- WRITTEN TASK
Without including any images, repeat the data exactly.

- MATERIAL SUPPLIED

________________

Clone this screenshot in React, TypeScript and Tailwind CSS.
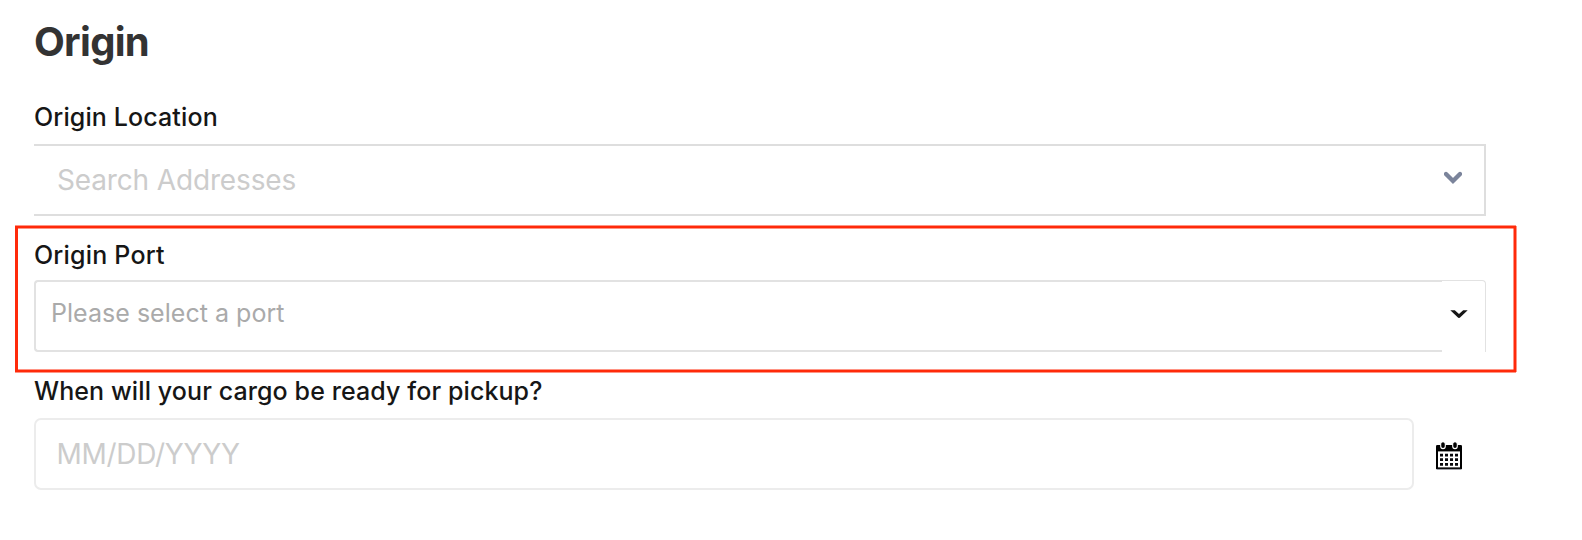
function CalendarIcon() {
  return (
    <svg width="26" height="28" viewBox="0 0 26 28" className="block">
      <path d="M0 4.3Q0 3 1.3 3H24.7Q26 3 26 4.3V27H0Z" fill="#000" />
      <path d="M2 9.4H24V25.4H2Z" fill="#fff" />
      <path d="M0.5 27.4H25.5" stroke="#8a8a94" strokeWidth="0.9" />
      <g stroke="#fff" strokeWidth="1.1" fill="#000">
        <rect x="4.7" y="-0.4" width="4.6" height="7" rx="2.3" />
        <rect x="16.7" y="-0.4" width="4.6" height="7" rx="2.3" />
      </g>
      <g stroke="#08080c" strokeWidth="2.8" strokeDasharray="3 2">
        <path d="M4 13.2H22" />
        <path d="M4 17.7H22" />
        <path d="M4 22.4H22" />
      </g>
    </svg>
  );
}

export default function App() {
  return (
    <main className="relative h-[540px] w-[1582px] overflow-hidden bg-white pl-[34px] font-['Inter',sans-serif] text-[#161616]">
      <h1 className="h-[100px] pt-[18px] text-[40px] leading-[48px] font-bold tracking-[-0.7px] whitespace-nowrap text-[#333]">
        Origin
      </h1>

      <section className="h-[136px] w-[1452px]">
        <label className="block h-[44px] pt-[1px] text-[25px] leading-[32px] font-medium tracking-[0.12px]">
          <span>Origin Location</span>
        </label>
        <div className="flex h-[72px] items-center justify-between border-y-2 border-r-2 border-[#dedede] pr-[22px] pl-[23px]">
          <span className="text-[28px] leading-[36px] tracking-[-0.15px] text-[#ccc]">Search Addresses</span>
          <svg width="18" height="14" viewBox="0 0 18 14" className="mb-[5px] block">
            <path d="M2 3L9 10L16 3" fill="none" stroke="#7b849b" strokeWidth="4.4" strokeLinecap="round" />
          </svg>
        </div>
      </section>

      <section className="h-[136px] w-[1452px]">
        <label className="block h-[44px] pt-[3px] text-[25px] leading-[32px] font-medium tracking-[0.2px]">
          <span>Origin Port</span>
        </label>
        <div className="flex h-[72px]">
          <div className="flex flex-1 items-center rounded-l-[4px] border-y-2 border-l-2 border-[#e2e2e2] pb-[6px] pl-[15px]">
            <span className="text-[25px] leading-[32px] tracking-[0.03px] text-[#aaa]">Please select a port</span>
          </div>
          <div className="flex w-[44px] items-center justify-center rounded-tr-[4px] border-t border-r border-[#e2e2e2] pr-[9px] pb-[4px]">
            <svg width="18" height="9" viewBox="0 0 18 9" className="block">
              <path d="M0.3 0.3H4.8L9 4L13.2 0.3H17.7L10.6 7Q9 9.2 7.4 7Z" fill="#161616" />
            </svg>
          </div>
        </div>
      </section>

      <section className="w-[1452px]">
        <label className="block h-[46px] pt-[3px] text-[25px] leading-[32px] font-medium tracking-[0.1px]">
          <span>When will your cargo be ready for pickup?</span>
        </label>
        <div className="flex h-[72px]">
          <div className="flex w-[1380px] items-center rounded-[7px] border-2 border-[#ececec] pl-[20.5px]">
            <span className="text-[28px] leading-[36px] tracking-[-0.3px] text-[#ccc]">MM/DD/YYYY</span>
          </div>
          <div className="pt-[24px] pl-[22px]">
            <CalendarIcon />
          </div>
        </div>
      </section>

      <div className="pointer-events-none absolute top-[226px] left-[15px] h-[146px] w-[1501px] border-2 border-l-[3px] border-[#ff2a0a] shadow-[0_-1px_0_#ff2a0a80,1px_0_0_#ff2a0a80,0_1px_0_#ff2a0a80,inset_0_1px_0_#ff2a0a80,inset_-1px_0_0_#ff2a0a80,inset_0_-1px_0_#ff2a0a80]" />
    </main>
  );
}
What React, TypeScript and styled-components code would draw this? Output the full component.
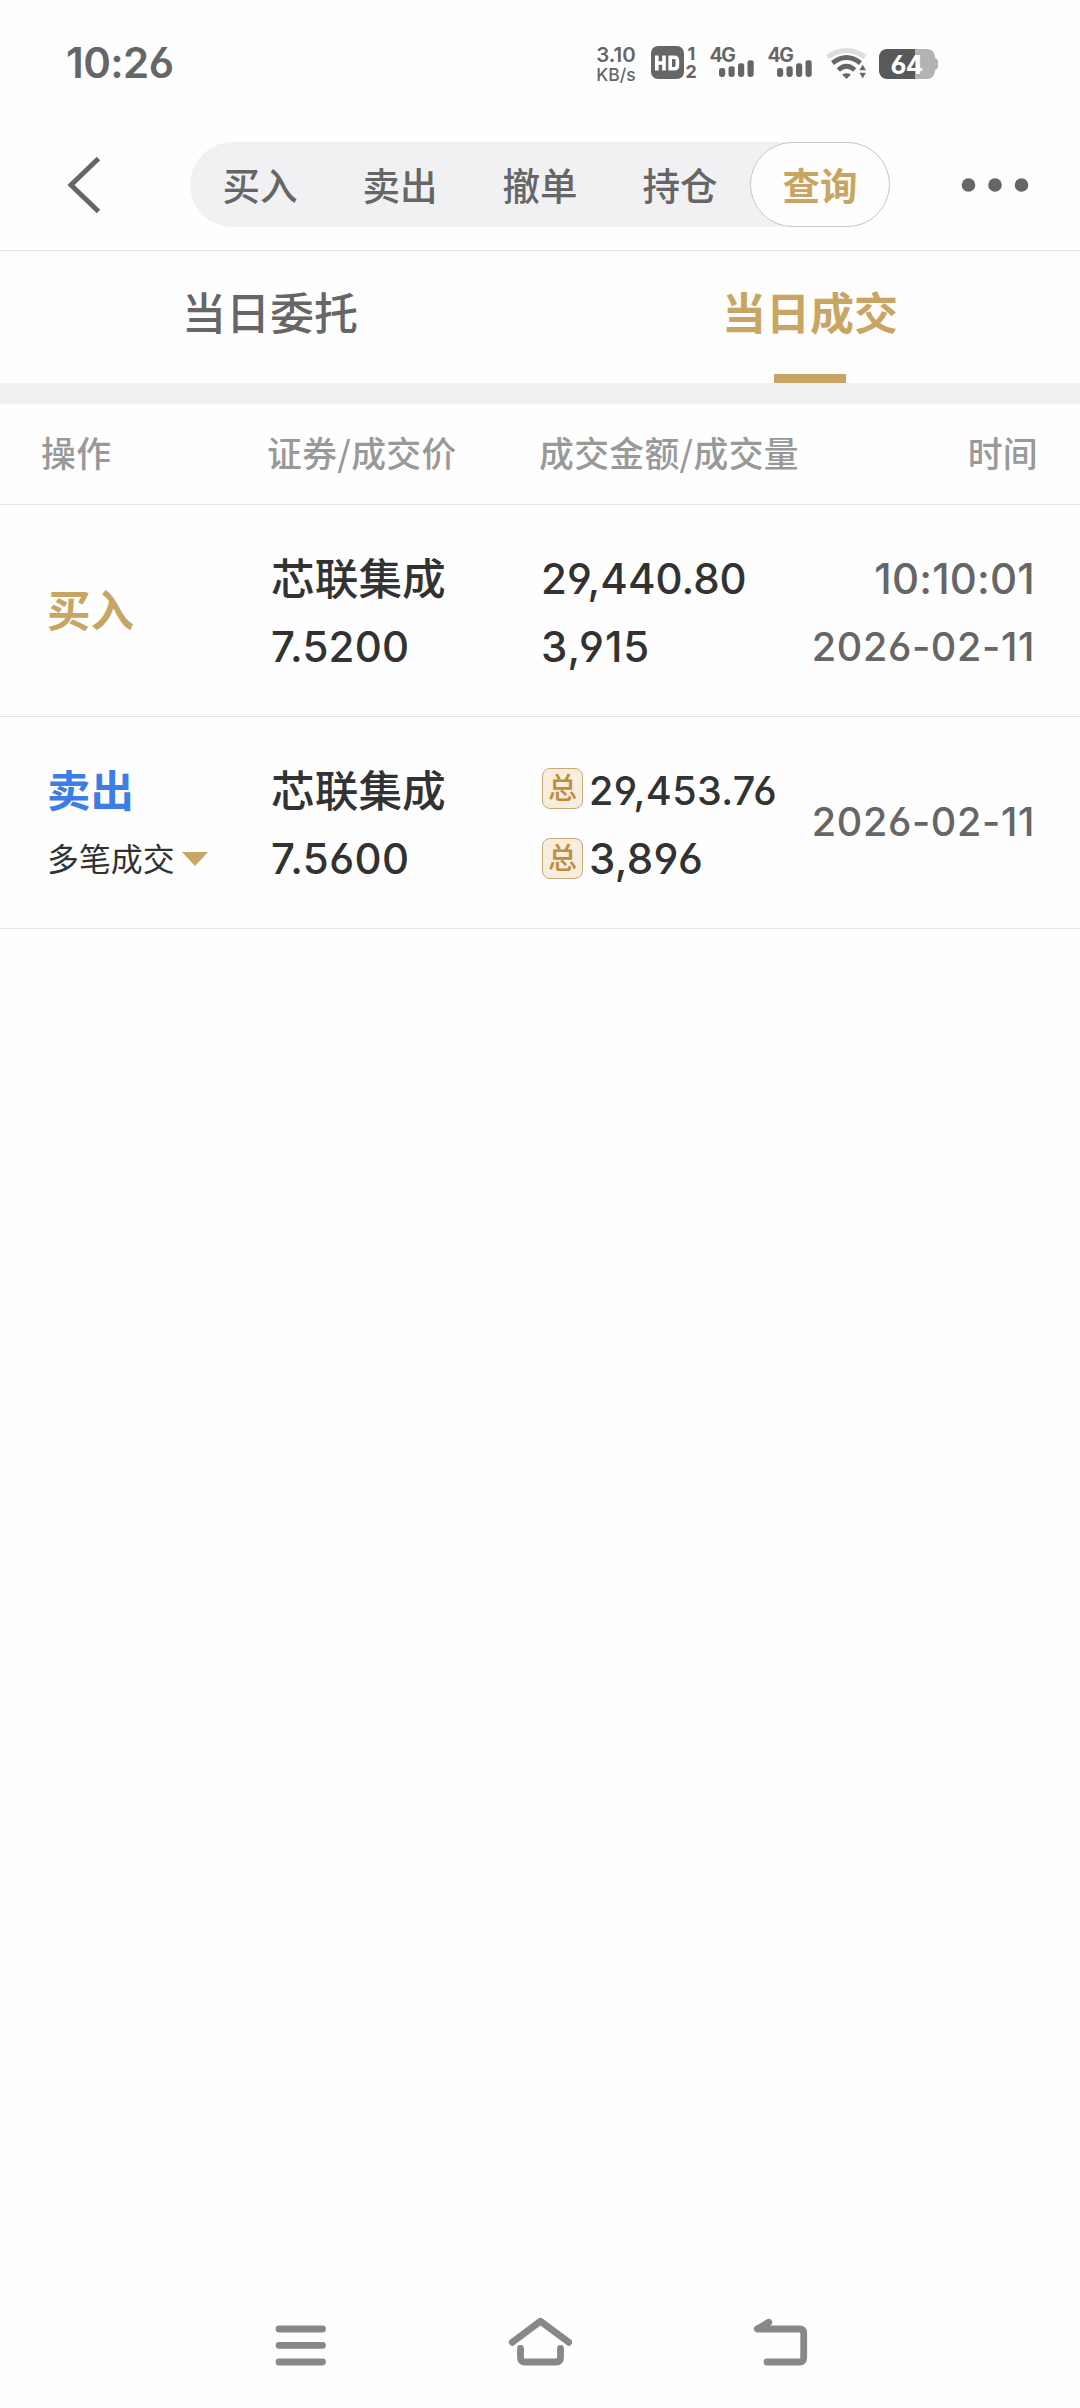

________________

- WRITTEN SOLUTION
Clone this screenshot in React, TypeScript and Tailwind CSS.
function CalendarIcon() {
  return (
    <svg width="26" height="28" viewBox="0 0 26 28" className="block">
      <path d="M0 4.3Q0 3 1.3 3H24.7Q26 3 26 4.3V27H0Z" fill="#000" />
      <path d="M2 9.4H24V25.4H2Z" fill="#fff" />
      <path d="M0.5 27.4H25.5" stroke="#8a8a94" strokeWidth="0.9" />
      <g stroke="#fff" strokeWidth="1.1" fill="#000">
        <rect x="4.7" y="-0.4" width="4.6" height="7" rx="2.3" />
        <rect x="16.7" y="-0.4" width="4.6" height="7" rx="2.3" />
      </g>
      <g stroke="#08080c" strokeWidth="2.8" strokeDasharray="3 2">
        <path d="M4 13.2H22" />
        <path d="M4 17.7H22" />
        <path d="M4 22.4H22" />
      </g>
    </svg>
  );
}

export default function App() {
  return (
    <main className="relative h-[540px] w-[1582px] overflow-hidden bg-white pl-[34px] font-['Inter',sans-serif] text-[#161616]">
      <h1 className="h-[100px] pt-[18px] text-[40px] leading-[48px] font-bold tracking-[-0.7px] whitespace-nowrap text-[#333]">
        Origin
      </h1>

      <section className="h-[136px] w-[1452px]">
        <label className="block h-[44px] pt-[1px] text-[25px] leading-[32px] font-medium tracking-[0.12px]">
          <span>Origin Location</span>
        </label>
        <div className="flex h-[72px] items-center justify-between border-y-2 border-r-2 border-[#dedede] pr-[22px] pl-[23px]">
          <span className="text-[28px] leading-[36px] tracking-[-0.15px] text-[#ccc]">Search Addresses</span>
          <svg width="18" height="14" viewBox="0 0 18 14" className="mb-[5px] block">
            <path d="M2 3L9 10L16 3" fill="none" stroke="#7b849b" strokeWidth="4.4" strokeLinecap="round" />
          </svg>
        </div>
      </section>

      <section className="h-[136px] w-[1452px]">
        <label className="block h-[44px] pt-[3px] text-[25px] leading-[32px] font-medium tracking-[0.2px]">
          <span>Origin Port</span>
        </label>
        <div className="flex h-[72px]">
          <div className="flex flex-1 items-center rounded-l-[4px] border-y-2 border-l-2 border-[#e2e2e2] pb-[6px] pl-[15px]">
            <span className="text-[25px] leading-[32px] tracking-[0.03px] text-[#aaa]">Please select a port</span>
          </div>
          <div className="flex w-[44px] items-center justify-center rounded-tr-[4px] border-t border-r border-[#e2e2e2] pr-[9px] pb-[4px]">
            <svg width="18" height="9" viewBox="0 0 18 9" className="block">
              <path d="M0.3 0.3H4.8L9 4L13.2 0.3H17.7L10.6 7Q9 9.2 7.4 7Z" fill="#161616" />
            </svg>
          </div>
        </div>
      </section>

      <section className="w-[1452px]">
        <label className="block h-[46px] pt-[3px] text-[25px] leading-[32px] font-medium tracking-[0.1px]">
          <span>When will your cargo be ready for pickup?</span>
        </label>
        <div className="flex h-[72px]">
          <div className="flex w-[1380px] items-center rounded-[7px] border-2 border-[#ececec] pl-[20.5px]">
            <span className="text-[28px] leading-[36px] tracking-[-0.3px] text-[#ccc]">MM/DD/YYYY</span>
          </div>
          <div className="pt-[24px] pl-[22px]">
            <CalendarIcon />
          </div>
        </div>
      </section>

      <div className="pointer-events-none absolute top-[226px] left-[15px] h-[146px] w-[1501px] border-2 border-l-[3px] border-[#ff2a0a] shadow-[0_-1px_0_#ff2a0a80,1px_0_0_#ff2a0a80,0_1px_0_#ff2a0a80,inset_0_1px_0_#ff2a0a80,inset_-1px_0_0_#ff2a0a80,inset_0_-1px_0_#ff2a0a80]" />
    </main>
  );
}
What React, TypeScript and styled-components code would draw this? Output the full component.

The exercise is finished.